Earlier this week, radio personality and infamously conservative woman, Dr. Laura Schlessinger announced on "Larry King Live" that she'd decided to quit her job after she received a great deal of criticism for repeatedly using the N-word during a segment on her show.
When an African-American listener called into the show on August 10 to ask Dr. Laura's advice on how to handle racist comments she was receiving from her white husband's friends and family members, Schlessinger took the opportunity to use the N-word 11 times in 5 minutes.
The 63-year-old talk show host told Larry King on Tuesday that the public outcry in response to her comments are what led her quit, reports CNN.com. Although she did apologize for having used the negative term so many times, by quitting she wants "regain my First Amendment rights." Um, okay.
Meanwhile, Schlessinger isnt the only celeb who's had to put her foot in her mouth this week. The media is buzzing today after "The Switch" star Jennifer Aniston used the dreaded R-word (retarded) during an interview on "Live! With Regis and Kelly."
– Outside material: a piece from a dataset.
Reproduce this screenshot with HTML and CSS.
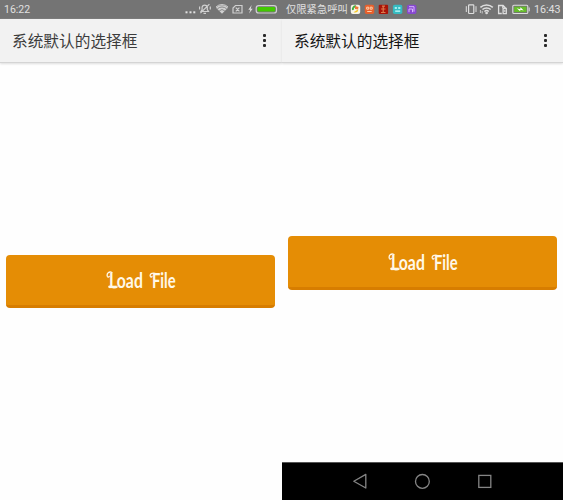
FILE: index.html
```html
<!DOCTYPE html>
<html lang="zh-CN">
<head>
<meta charset="utf-8">
<title>系统默认的选择框</title>
<link rel="stylesheet" href="styles.css">
</head>
<body>
<main class="screens">
  <section class="phone phone-left">
    <header class="status">
      <span class="clock">16:22</span>
      <svg class="status-icons" width="96" height="19" viewBox="0 0 96 19" fill="none" stroke="#d0d0d0">
        <g fill="#e2e2e2" stroke="none"><rect x="0.5" y="11.3" width="2" height="2"/><rect x="4.5" y="11.3" width="2" height="2"/><rect x="8.3" y="11.3" width="2" height="2"/></g>
        <path stroke-width="1.2" d="M16 11.5h7.5l-1.2-2V7a2.7 2.7 0 0 0-5.2 0v2.5zM18.5 13.3h2.5M15.4 13.2l9-9M14.6 6.5v3M25.3 6.5v3"/>
        <path d="M31 7.8a8.5 8.5 0 0 1 12 0l-6 6z" fill="#d0d0d0" stroke="none"/><path d="M32.3 8.9a6.7 6.7 0 0 1 9.4 0M34.2 10.9a4 4 0 0 1 5.6 0" stroke="#747474" stroke-width=".8"/><path d="M31 7a8.5 8.5 0 0 1 12 0"/>
        <path d="M50.5 5.5h6.5v7.5h-9V8zM50.8 7.7l3.6 3.6m0-3.6l-3.6 3.6" stroke-width="1.2"/>
        <path d="M66.7 5l-3.4 4.7h2L64 13.5l3.7-4.8h-2z" fill="#ddd" stroke="none"/>
        <rect x="71.2" y="5.6" width="20.3" height="7.4" rx="2.6" stroke-width="1.2"/>
        <rect x="72.6" y="7" width="17.5" height="4.6" rx="1.1" fill="#42c900" stroke="none"/>
      </svg>
    </header>
    <div class="toolbar"><h1>系统默认的选择框</h1><span class="more"><i></i><i></i><i></i></span></div>
    <div class="content">
      <button class="load"><span class="label"><span class="word">Load</span><span class="word">File</span>
        <svg class="swash" width="74" height="26" viewBox="0 0 74 26" fill="none" stroke="#fff8e8" stroke-width="1.3" stroke-linecap="round"><path d="M6 5.5C3 4 .5 6.5 1.3 9.2q.8 1.7 2 .2M5 19.3c-2.5-1-3 1.4-.8 1.2 2.5-.3 4.8 1.6 7-.6M49 6.3c-3-.7-5.2.5-4.8 2.7.2 1.5 1.5 1.3 1.8.3"/></svg>
      </span></button>
    </div>
  </section>
  <section class="phone phone-right">
    <header class="status">
      <span class="carrier">仅限紧急呼叫</span>
      <svg class="apps" width="68" height="19" viewBox="0 0 68 19">
        <rect x=".8" y="4.8" width="9.4" height="9.2" rx="2" fill="#f7f4e9"/><path d="M3 10a2.8 2.8 0 0 1 3-3.7" fill="none" stroke="#45af43" stroke-width="2"/><path d="M5 6l3.5 1-.5 2.5L5 9z" fill="#ef7938"/><path d="M3.5 12.3l4.8-3c0 2.5-2 4-4.8 3z" fill="#f6c726"/>
        <rect x="14.8" y="4.8" width="9.4" height="9.2" rx="1.8" fill="#e7602d"/><path d="M16.7 7.2h2v2h-2zM20.2 7.2h2v2h-2zM17.2 11.5h4.5" fill="none" stroke="#ffd1aa"/>
        <rect x="28.7" y="4.8" width="9.4" height="9.2" rx="1" fill="#a91408"/><path d="M32 6.2h3M33.2 6.5v6M31 9h4.5M31 12.5h4.5" stroke="#dc794d" stroke-width="1.2"/>
        <rect x="42.9" y="4.8" width="9.4" height="9.2" rx="1.8" fill="#36bbc1"/><path d="M44.7 8h2.2M48.2 8h2.2M45.2 11.2h5" stroke="#c9ffff" stroke-width="1.3"/>
        <rect x="57" y="4.8" width="9.4" height="9.2" rx="1.8" fill="#8748cf"/><path d="M59 6.7h5v5M59 9h3.5v3.2M59 9v3.2" fill="none" stroke="#d8b5ff"/>
      </svg>
      <svg class="status-icons" width="68" height="19" viewBox="0 0 68 19" fill="none" stroke="#dedede">
        <rect x="3.6" y="4.9" width="5.2" height="8.6" rx=".7" stroke-width="1.2"/><path d="M1.3 6.2v5.8M11 6.2v5.8"/>
        <g stroke-width="1.5"><path d="M15.4 7.4a9 9 0 0 1 12.4 0M17.5 9.5a6 6 0 0 1 8.2 0M19.5 11.6a3 3 0 0 1 4.2 0"/><circle cx="21.6" cy="13" r=".6" fill="#dedede"/></g><path d="M15.4 10v3M17.2 11v2.5" stroke-width=".8"/>
        <path d="M36.8 13.5h-3.2v-8h4.5L40.5 8M37.8 5.5V8M38.1 8.3h3.2v5.3h-3.2z" stroke-width="1.3"/><path d="M39.8 9.7v2.4"/>
        <rect x="47.8" y="5.3" width="15" height="8.2" rx="1" stroke-width="1.1"/><rect x="49.2" y="6.7" width="12.2" height="5.4" fill="#65bd2a" stroke="none"/><path d="M64.2 7.5v3.8"/><path d="M51.7 8.3l3.5 1 .3-2 3.2 3.2-3.3-.7-.3 1.4z" fill="#fff" stroke="none"/>
      </svg>
      <span class="clock">16:43</span>
    </header>
    <div class="toolbar"><h1>系统默认的选择框</h1><span class="more"><i></i><i></i><i></i></span></div>
    <div class="content">
      <button class="load"><span class="label"><span class="word">Load</span><span class="word">File</span>
        <svg class="swash" width="74" height="26" viewBox="0 0 74 26" fill="none" stroke="#fff8e8" stroke-width="1.3" stroke-linecap="round"><path d="M6 5.5C3 4 .5 6.5 1.3 9.2q.8 1.7 2 .2M5 19.3c-2.5-1-3 1.4-.8 1.2 2.5-.3 4.8 1.6 7-.6M49 6.3c-3-.7-5.2.5-4.8 2.7.2 1.5 1.5 1.3 1.8.3"/></svg>
      </span></button>
    </div>
    <nav class="navigation">
      <svg width="281" height="37" viewBox="0 0 281 37" fill="none" stroke="#858585" stroke-width="1.3"><path d="M71.8 18.2l12-6.8v13.6z" stroke-linejoin="round"/><circle cx="140.4" cy="18.4" r="6.9"/><rect x="196.8" y="12.4" width="12" height="12"/></svg>
    </nav>
  </section>
</main>
</body>
</html>
```
FILE: styles.css
```css
* { box-sizing: border-box; }
body { margin: 0; background: #fefefe; font-family: Roboto, "Noto Sans CJK SC", sans-serif; }
.screens { display: grid; grid-template-columns: 282px 281px; height: 500px; overflow: hidden; }
.phone { display: flex; flex-direction: column; min-width: 0; height: 500px; }
.status { display: flex; align-items: center; flex: 0 0 19px; height: 19px; background: #747474; color: #e0e0e0; }
.clock { font-size: 10.5px; line-height: 20px; white-space: nowrap; }
.phone-left .clock { padding-left: 4px; }
.phone-left .status-icons { margin-left: auto; margin-right: 1px; }
.phone-right .clock { width: 29px; font-size: 10.7px; }
.carrier { font-size: 10.3px; line-height: 19px; padding-left: 4px; width: 68px; white-space: nowrap; }
.status svg { display: block; flex: none; }
.phone-right .status-icons { margin-left: auto; margin-right: 1px; }
.toolbar { display: flex; align-items: center; justify-content: space-between; flex: 0 0 44px; height: 44px; background: #f2f2f2; border-bottom: 1px solid #d4d4d4; box-shadow: 0 1px 2px #dedede; }
.toolbar h1 { margin: 0 0 0 12px; font-size: 15.7px; line-height: 43px; font-weight: 400; color: #3c3c3c; font-family: "Noto Sans CJK SC", sans-serif; white-space: nowrap; }
.phone-right h1 { color: #151515; }
.more { display: flex; flex-direction: column; gap: 2px; margin-right: 16px; }
.more i { width: 3px; height: 3px; background: #292929; border-radius: 1px; }
.content { flex: 1; padding: 192px 7px 0 6px; }
.phone-right .content { padding-top: 173px; }
.load { display: flex; align-items: center; justify-content: center; width: 269px; height: 53px; padding: 0; border: 0; border-bottom: 3px solid #d77d00; border-radius: 4px; background: #e58d05; color: #fff8e8; }
.phone-right .load { height: 54px; }
.label { position: relative; display: flex; width: 70px; height: 26px; font: bold 20px/26px Lato, sans-serif; }
.word { display: block; flex: none; transform: scaleX(.79); transform-origin: left; white-space: nowrap; }
.word:first-child { width: 42px; margin-left: 3px; }
.word:nth-child(2) { width: 25px; transform: scaleX(.74); margin-left: 1px; }
.swash { position: absolute; left: 0; top: 0; }
.navigation { height: 38px; flex: 0 0 38px; background: #000; border-top: 1px solid #555; }
.navigation svg { display: block; }
```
When asked how she got in the mood to embody Barbara Streisand for a recent photo shoot for "Harper's Bazar" in which Aniston poses as Streisand, the former "Friends" star responded. "I play dress-up. I do it for a living, like a retard," reports CNN.com.
Reactions to Aniston's off-handed comment have not been favorable, with groups the Special Olympics even weighing in. "Special Olympics is always disappointed when the R-word is used, especially by someone who is influential to society," their statement said, according to CNN. Aniston's camp has yet to comment.
We live in a day and age when every phrase uttered by a person in the public spotlight has the potential to be scrutinized, with sometimes damaging results. So why do stars keep getting themselves into trouble?
Granted, Dr. Laura's trespass might be a little more intense due to its repetition (11 times in 5 minutes) than Aniston's, but people seem to be having a similar reaction to both situations: outrage. As much as it would be nice to never hear negative words like the N-word or the R-word every again in a public forum, these instances will not be the last time a celebrity makes the wrong decision or has a slip of the tongue. Expecting these people to never say anything that will offend anyone is totally unrealistic.
On the flipside, part of being famous is enduring ridicule from the public and the media when you make a mistake. Hopefully these ladies understand that it goes with the territory.
More than these instances speak to moral bankruptcy on the part of the stars, they speak to the intense amount of coverage and scrutiny that exists in the media today.
Nevertheless, get it together, Schlessinger and Aniston. Please.